Other than Hart and his family, one of the most compelling characters in the film is AJ Parker – played by Mamoudou Athie. The Post reporter is an amalgamation of two journalists from the real story.

“E.J. Dionne Jr. of The New York Times, who interviewed Hart and was told ‘follow me around’ – that’s where that quote comes from – and Paul Taylor from The Washington Post who asked Hart, ‘Have you ever committed adultery’ and ‘Do you think adultery is immoral?’ We wanted one throughline of a journalist – a journalist who you could really empathize with, who was struggling with the question of, ‘Is this a relevant question for me to ask?'”

Jorie Jacobi from Alive Magazine asked Reitman what draws him to flawed characters, like Hart in this film and others he has told stories about.

“These are the people I’d want to spend time with in real life,” says Reitman. “I like complicated people. I like how exposed their flaws are. From the moment I read the book, Thank You For Smoking, I loved Nick Naylor – and I knew I wanted to spend time with him. I didn’t want to spend time with the guy from the lung association. I figured dinner with him is going to be a lot more fun. And I do have a very weird ‘Marvel Universe’ of characters between a tobacco lobbyist, a pregnant teenager, a guy who fires people for a living, a woman who’s trying to end a couple’s marriage, and the complicated characters in this film.”

Referring to the characters in The Front Runner, the director says, “They’re all trying to do the right thing in the midst of a scandal when there is no right thing.

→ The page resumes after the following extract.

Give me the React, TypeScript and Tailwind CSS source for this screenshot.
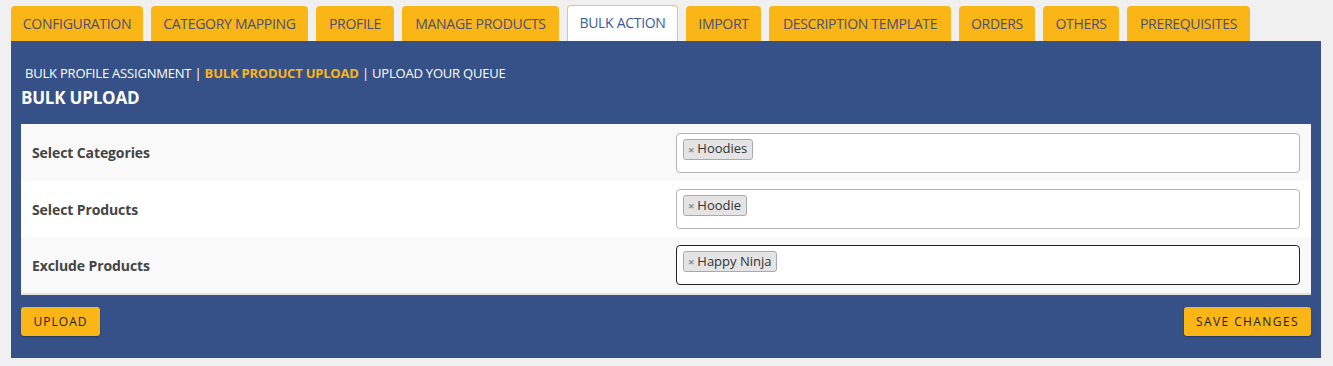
import React from "react";

const tabs: { label: string; w: string; active?: boolean }[] = [
  { label: "CONFIGURATION", w: "w-[132px]" },
  { label: "CATEGORY MAPPING", w: "w-[157px]" },
  { label: "PROFILE", w: "w-[78px]" },
  { label: "MANAGE PRODUCTS", w: "w-[157px]" },
  { label: "BULK ACTION", w: "w-[111px]", active: true },
  { label: "IMPORT", w: "w-[75px]" },
  { label: "DESCRIPTION TEMPLATE", w: "w-[182px]" },
  { label: "ORDERS", w: "w-[76px]" },
  { label: "OTHERS", w: "w-[76px]" },
  { label: "PREREQUISITES", w: "w-[123px]" },
];

const rows = [
  { label: "Select Categories", chip: "Hoodies", bg: "bg-[#f9f9f9]", focus: false, h: "h-[57px]" },
  { label: "Select Products", chip: "Hoodie", bg: "bg-white", focus: false, h: "h-[56px]" },
  { label: "Exclude Products", chip: "Happy Ninja", bg: "bg-[#f9f9f9]", focus: true, h: "h-[56px]" },
];

export default function App() {
  return (
    <div className="min-h-[366px] bg-[#f0f0f0] pt-[6px] pl-[11px] pr-[12px] font-['Open_Sans','Noto_Sans',sans-serif]">
      <div className="flex items-end gap-[8px] h-[35px]">
        {tabs.map((t) =>
          t.active ? (
            <div
              key={t.label}
              className={`${t.w} h-[36px] flex items-center justify-center rounded-t-[4px] border border-b-0 border-[#f5c35a] bg-white text-[14px] text-[#3b5aa0] tracking-[-0.3px]`}
            >
              <span className="-mt-[2px]">{t.label}</span>
            </div>
          ) : (
            <div
              key={t.label}
              className={`${t.w} h-[35px] flex items-center justify-center rounded-t-[4px] bg-[#fab517] text-[14px] text-[#4a5079] tracking-[-0.3px]`}
            >
              {t.label}
            </div>
          )
        )}
      </div>
      <div className="bg-[#365188] h-[317px] px-[10px] pt-[24px]">
        <div className="text-[13px] text-white pl-[4px] leading-[16px] tracking-[-0.2px]">
          BULK PROFILE ASSIGNMENT | <span className="font-bold text-[#fab517]">BULK PRODUCT UPLOAD</span> | UPLOAD YOUR QUEUE
        </div>
        <div className="mt-[6px] text-[17px] font-bold text-white leading-[22px] tracking-[-0.2px]">BULK UPLOAD</div>
        <div className="mt-[15px] bg-white border-b-[2px] border-[#e2e2e2]">
          {rows.map((r) => (
            <div key={r.label} className={`${r.bg} ${r.h} flex items-center`}>
              <div className="w-[655px] pl-[11px] text-[14px] font-bold text-[#444] tracking-[-0.1px]">{r.label}</div>
              <div
                className={`flex-1 mr-[11px] h-[40px] rounded-[4px] bg-white border ${
                  r.focus ? "border-[#222]" : "border-[#b4b4b4]"
                } flex items-start pt-[5px] pl-[6px]`}
              >
                <span className="flex items-center h-[21px] rounded-[3px] border border-[#aaa] bg-[#e4e4e4] pl-[4px] pr-[5px] text-[13px] text-[#333]">
                  <span className="text-[#888] text-[11px] font-bold mr-[3px] leading-none">×</span>
                  {r.chip}
                </span>
              </div>
            </div>
          ))}
        </div>
        <div className="mt-[12px] flex justify-between">
          <button className="h-[29px] w-[79px] rounded-[3px] bg-[#fab517] text-[12px] text-[#1f1f1f] tracking-[1px] shadow-[0_1px_2px_rgba(0,0,0,0.35)]">
            UPLOAD
          </button>
          <button className="h-[29px] w-[127px] rounded-[3px] bg-[#fab517] text-[12px] text-[#1f1f1f] tracking-[1.4px] shadow-[0_1px_2px_rgba(0,0,0,0.35)]">
            SAVE CHANGES
          </button>
        </div>
      </div>
    </div>
  );
}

And the world is shifting under their feet. It’s interesting to be making a movie about the world shifting under the characters’ feet when the world is shifting under our feet.”

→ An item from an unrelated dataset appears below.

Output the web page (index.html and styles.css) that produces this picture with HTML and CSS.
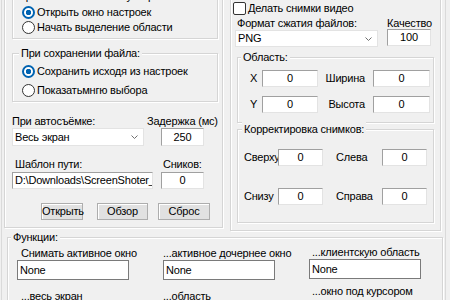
FILE: index.html
```html
<!DOCTYPE html>
<html lang="ru">
<head>
    <meta charset="UTF-8">
    <meta name="viewport" content="width=device-width, initial-scale=1.0">
    <title>Настройки ScreenShoter</title>
    <link rel="stylesheet" href="styles.css">
</head>
<body>

<div class="page">
    <div class="columns">

        <!-- левая колонка -->
        <div class="panel panel-left">
            <div class="group group-start">
                <div class="group-title">При нажатии на иконку в трее:</div>
                <div class="options">
                    <div class="option"><span class="radio on"></span>Открыть окно настроек</div>
                    <div class="option"><span class="radio"></span>Начать выделение области</div>
                </div>
            </div>

            <div class="group group-save">
                <div class="group-title">При сохранении файла:</div>
                <div class="options">
                    <div class="option"><span class="radio on"></span>Сохранить исходя из настроек</div>
                    <div class="option"><span class="radio"></span>Показатьмнгю выбора</div>
                </div>
            </div>

            <div class="row row-label row-auto">
                <span class="lbl-auto">При автосъёмке:</span>
                <span>Задержка (мс)</span>
            </div>
            <div class="row row-auto-ctrl">
                <div class="combo combo-auto">Весь экран
                    <svg viewBox="0 0 7 4"><polyline points="0.5,0.5 3.5,3.5 6.5,0.5"/></svg>
                </div>
                <div class="edit num edit-small">250</div>
            </div>

            <div class="row row-label row-path">
                <span class="lbl-path">Шаблон пути:</span>
                <span>Сников:</span>
            </div>
            <div class="row row-path-ctrl">
                <div class="edit edit-path">D:\Downloads\ScreenShoter_\</div>
                <div class="edit num edit-small">0</div>
            </div>

            <div class="buttons">
                <div class="btn btn-open">Открыть</div>
                <div class="btn btn-browse">Обзор</div>
                <div class="btn btn-reset">Сброс</div>
            </div>
        </div>

        <!-- правая колонка -->
        <div class="panel panel-right">
            <div class="check-row"><span class="check"></span>Делать снимки видео</div>

            <div class="row row-label row-format">
                <span class="lbl-format">Формат сжатия файлов:</span>
                <span>Качество</span>
            </div>
            <div class="row row-format-ctrl">
                <div class="combo combo-format">PNG
                    <svg viewBox="0 0 7 4"><polyline points="0.5,0.5 3.5,3.5 6.5,0.5"/></svg>
                </div>
                <div class="edit num edit-quality">100</div>
            </div>

            <div class="group group-area">
                <div class="group-title">Область:</div>
                <div class="area-row">
                    <span class="area-lbl">X</span>
                    <div class="edit num edit-x">0</div>
                    <span class="area-lbl2">Ширина</span>
                    <div class="edit num edit-w">0</div>
                </div>
                <div class="area-row area-row2">
                    <span class="area-lbl">Y</span>
                    <div class="edit num edit-x">0</div>
                    <span class="area-lbl2">Высота</span>
                    <div class="edit num edit-w">0</div>
                </div>
            </div>

            <div class="group group-fix">
                <div class="group-title">Корректировка снимков:</div>
                <div class="fix-row">
                    <span class="fix-lbl">Сверху</span>
                    <div class="edit num edit-fix">0</div>
                    <span class="fix-lbl2">Слева</span>
                    <div class="edit num edit-fix">0</div>
                </div>
                <div class="fix-row fix-row2">
                    <span class="fix-lbl">Снизу</span>
                    <div class="edit num edit-fix">0</div>
                    <span class="fix-lbl2">Справа</span>
                    <div class="edit num edit-fix">0</div>
                </div>
            </div>
        </div>
    </div>

    <!-- горячие клавиши -->
    <div class="group group-keys">
        <div class="group-title">Функции:</div>
        <div class="keys">
            <div class="key-col key-col1">
                <span class="key-lbl">Снимать активное окно</span>
                <div class="edit flat key-edit">None</div>
                <span class="key-lbl key-lbl2">...весь экран</span>
            </div>
            <div class="key-col key-col2">
                <span class="key-lbl">...активное дочернее окно</span>
                <div class="edit flat key-edit">None</div>
                <span class="key-lbl key-lbl2">...область</span>
            </div>
            <div class="key-col key-col3">
                <span class="key-lbl">...клиентскую область</span>
                <div class="edit flat key-edit">None</div>
                <span class="key-lbl key-lbl2">...окно под курсором</span>
            </div>
        </div>
    </div>
</div>

</body>
</html>
```

FILE: styles.css
```css
body {
    margin: 0;
    background-color: #f0f0f0;
    font-family: "Liberation Sans", Arial, sans-serif;
    font-size: 11px;
    line-height: 15px;
    letter-spacing: -0.2px;
    color: #000;
    overflow: hidden;
}
.page {
    margin: -20px 4px 0 1px;
    border: 1px solid #dadada;
    height: 340px;
}
.columns {
    display: flex;
    align-items: flex-start;
    gap: 7px;
    padding-left: 2px;
}
.panel, .group {
    box-sizing: border-box;
    border: 1px solid #d5d5d5;
    box-shadow: inset 1px 1px 0 #fff, 1px 1px 0 #fff;
}
.panel-left {
    width: 219px;
    height: 247px;
    padding: 0 4px 0 7px;
}
.panel-right {
    width: 211px;
    height: 250px;
    padding: 0 6px 0 2px;
}
.group-title {
    width: fit-content;
    margin: -8px 0 0 3px;
    padding: 0 2px;
    background-color: #f0f0f0;
    white-space: nowrap;
}

/* радиокнопки */
.group-start {
    margin-top: 14px;
    padding-bottom: 3px;
}
.group-save {
    margin-top: 14px;
    padding-bottom: 1px;
}
.group-save .group-title {
    margin-left: 6px;
}
.options {
    padding-top: 1px;
}
.option {
    display: flex;
    align-items: center;
    gap: 2px;
    height: 15px;
    margin-left: 9px;
    white-space: nowrap;
}
.group-save .option {
    height: 19px;
}
.radio {
    box-sizing: border-box;
    width: 13px;
    height: 13px;
    border: 1px solid #333;
    border-radius: 50%;
    background-color: #fff;
}
.radio.on {
    border: 2px solid #0063b1;
    background: radial-gradient(circle, #0063b1 0 2.5px, #fff 3px);
}

/* поля */
.row {
    display: flex;
    white-space: nowrap;
}
.row-label {
    height: 14px;
}
.row-auto {
    margin-top: 12px;
}
.lbl-auto {
    width: 135px;
}
.row-auto-ctrl {
    height: 18px;
}
.row-path {
    margin-top: 11px;
    height: 15px;
}
.lbl-path {
    width: 148px;
    margin-left: 3px;
}
.row-path-ctrl {
    height: 17px;
}
.combo {
    box-sizing: border-box;
    display: flex;
    align-items: center;
    justify-content: space-between;
    background-color: #fff;
    border: 1px solid #e3e3e3;
    padding: 0 5px 0 2px;
}
.combo svg {
    width: 7px;
    height: 4px;
    fill: none;
    stroke: #707070;
    stroke-width: 1;
}
.combo-auto {
    width: 132px;
    margin-right: 17px;
}
.edit {
    box-sizing: border-box;
    display: flex;
    align-items: center;
    background-color: #fff;
    border: 1px solid;
    border-color: #a0a0a0 #e3e3e3 #e3e3e3 #a0a0a0;
    padding: 0 2px;
    white-space: nowrap;
    overflow: hidden;
}
.edit.num {
    justify-content: center;
}
.edit.flat {
    border-color: #7a7a7a;
}
.edit-small {
    width: 43px;
}
.edit-path {
    width: 141px;
    margin-right: 8px;
}

/* кнопки */
.buttons {
    display: flex;
    height: 17px;
    margin-top: 14px;
    padding-left: 29px;
}
.btn {
    box-sizing: border-box;
    border: 1px solid #adadad;
    background-color: #e1e1e1;
    box-shadow: inset 1px 1px 0 #fff;
    text-align: center;
    line-height: 15px;
}
.btn-open {
    width: 42px;
    margin-right: 14px;
}
.btn-browse {
    width: 51px;
    margin-right: 10px;
}
.btn-reset {
    width: 52px;
}

/* правая колонка */
.check-row {
    display: flex;
    align-items: center;
    gap: 2px;
    height: 15px;
    margin-top: 19px;
    white-space: nowrap;
}
.check {
    box-sizing: border-box;
    width: 13px;
    height: 13px;
    border: 1px solid #333;
    border-radius: 2px;
    background-color: #fff;
}
.row-format {
    height: 13px;
}
.lbl-format {
    width: 150px;
    margin-left: 4px;
}
.row-format-ctrl {
    height: 18px;
}
.combo-format {
    width: 143px;
    height: 17px;
    margin: 1px 9px 0 2px;
}
.edit-quality {
    width: 44px;
    height: 17px;
}
.group-area {
    margin: 10px 0 0 4px;
    padding-bottom: 9px;
}
.area-row, .fix-row {
    display: flex;
    height: 17px;
    align-items: center;
    white-space: nowrap;
}
.area-row {
    margin-top: 5px;
}
.area-row2 {
    margin-top: 9px;
}
.area-lbl {
    width: 12px;
    margin-left: 12px;
}
.edit-x {
    width: 56px;
    height: 17px;
}
.area-lbl2 {
    box-sizing: border-box;
    width: 55px;
    padding-right: 8px;
    text-align: right;
}
.edit-w {
    width: 57px;
    height: 17px;
}
.group-fix {
    margin: 6px 0 0 4px;
    padding-bottom: 17px;
}
.group-fix .group-title {
    margin-left: 4px;
}
.fix-row {
    margin-top: 12px;
}
.fix-row2 {
    margin-top: 22px;
}
.fix-lbl {
    width: 34px;
    margin-left: 6px;
}
.fix-lbl2 {
    width: 46px;
    margin-left: 13px;
}
.edit-fix {
    width: 45px;
    height: 17px;
}

/* функции */
.group-keys {
    margin: 6px 2px 0 5px;
    height: 80px;
}
.keys {
    display: grid;
    grid-template-columns: repeat(3, 112px);
    column-gap: 34px;
    padding-left: 9px;
    margin-top: 1px;
}
.key-col {
    display: flex;
    flex-direction: column;
    white-space: nowrap;
}
.key-lbl {
    height: 14px;
}
.key-col1 .key-lbl {
    margin-left: 4px;
}
.key-col3 {
    margin-top: -1px;
}
.key-col3 .key-lbl {
    margin-left: 3px;
}
.key-edit {
    height: 20px;
}
.key-lbl2 {
    margin-top: 9px;
}
.key-col3 .key-lbl2 {
    margin-top: 5px;
}
```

This is the second film Reitman has directed in 2018.

“It’s been an exciting year,” he says of his latest – the first one being Tully, which he collaborated on once again with writer Diablo Cody and star Charlize Theron. “To be able to make two independent films – films that are not easy to make. That’s really because of Bron, the Canadian company that financed both of them.”

The Front Runner is now playing in theaters everywhere.